Texas Approves Transmission Plan to Serve 11.6GW More Wind

Texas regulators have approved plans for a USD 4.9bn, 18.5GW transmission network intended to interconnect 11.6GW of new wind capacity in the state.

The plan was developed by the state’s stand-alone grid operator the Electric Reliability Council of Texas (ERCOT) and approved by the Public Utility Commission (PUCT). It was one of four scenarios ranging from 12GW to 24.5GW worth of wire space that the commission considered. Each plan would have to varying degrees served five ‘competitive renewable energy zones’ (CREZs) designated in the north and west of the state. ERCOT already has 6.9GW of wind projects installed or with an interconnection agreement, making the total new capacity that will be served by the new transmission 11.6GW.

The five zones will each receive an allocation of the total new transmission. Northernmost zone Panhandle B will receive 2.4GW, Panhandle A will receive 3.2GW, Central West will receive 3.05GW, Central will receive 1.06GW, and the southern and westernmost zone, McCamey, will receive 1.9GW.
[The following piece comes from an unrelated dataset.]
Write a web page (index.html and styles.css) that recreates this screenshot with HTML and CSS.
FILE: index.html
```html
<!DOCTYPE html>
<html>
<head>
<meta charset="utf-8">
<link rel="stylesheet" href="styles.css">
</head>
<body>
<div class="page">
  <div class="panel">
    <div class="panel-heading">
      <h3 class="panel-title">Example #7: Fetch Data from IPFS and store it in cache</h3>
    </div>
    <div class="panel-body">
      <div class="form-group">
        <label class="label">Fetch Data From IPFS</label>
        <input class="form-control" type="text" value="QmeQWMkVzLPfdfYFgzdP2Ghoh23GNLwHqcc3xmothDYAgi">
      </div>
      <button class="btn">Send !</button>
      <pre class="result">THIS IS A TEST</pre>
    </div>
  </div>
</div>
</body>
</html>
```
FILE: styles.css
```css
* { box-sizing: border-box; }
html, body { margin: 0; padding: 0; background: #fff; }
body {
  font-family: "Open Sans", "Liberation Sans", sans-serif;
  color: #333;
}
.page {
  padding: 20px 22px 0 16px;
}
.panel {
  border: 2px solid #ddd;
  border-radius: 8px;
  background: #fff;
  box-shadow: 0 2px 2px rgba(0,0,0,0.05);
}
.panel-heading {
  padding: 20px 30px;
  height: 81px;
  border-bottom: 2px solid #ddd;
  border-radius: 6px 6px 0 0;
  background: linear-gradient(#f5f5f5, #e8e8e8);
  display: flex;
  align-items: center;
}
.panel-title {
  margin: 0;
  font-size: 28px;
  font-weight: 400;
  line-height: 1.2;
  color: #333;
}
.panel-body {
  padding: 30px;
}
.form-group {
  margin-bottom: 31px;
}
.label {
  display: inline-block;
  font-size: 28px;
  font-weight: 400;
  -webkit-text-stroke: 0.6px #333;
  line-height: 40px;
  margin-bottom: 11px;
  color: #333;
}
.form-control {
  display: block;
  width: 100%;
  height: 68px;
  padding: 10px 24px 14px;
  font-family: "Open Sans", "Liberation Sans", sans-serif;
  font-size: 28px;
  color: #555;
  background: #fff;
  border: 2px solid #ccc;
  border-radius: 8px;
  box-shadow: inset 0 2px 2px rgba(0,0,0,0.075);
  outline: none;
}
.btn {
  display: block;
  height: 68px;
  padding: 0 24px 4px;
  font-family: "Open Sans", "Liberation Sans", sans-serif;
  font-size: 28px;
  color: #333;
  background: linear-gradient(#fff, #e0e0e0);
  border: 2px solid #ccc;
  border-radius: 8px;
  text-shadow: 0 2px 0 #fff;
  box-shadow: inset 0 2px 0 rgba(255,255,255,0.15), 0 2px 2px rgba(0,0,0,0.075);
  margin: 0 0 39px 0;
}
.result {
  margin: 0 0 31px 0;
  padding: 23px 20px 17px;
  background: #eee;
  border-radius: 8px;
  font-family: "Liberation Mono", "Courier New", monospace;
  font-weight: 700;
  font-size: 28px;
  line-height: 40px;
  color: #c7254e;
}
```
With CREZ Scenario 2 now approved by the PUCT, the state’s regulated transmission and distribution operators can build accordingly. Construction costs will then be ‘uplifted to load’ – included into rate base costs passed on to all electricity consumers in the state. ERCOT expects an additional USD 580-820m in ‘collection costs’ to cover additional small lines to connect wind farms to the newly built grid, with an average of 10 miles (16km) of connection to each project.

ERCOT estimates that the 18.5GW of total wind capacity should undercut existing power prices in the gas generation-heavy state by USD 38/MWh, reducing overall electricity payments by USD 2.43bn per year.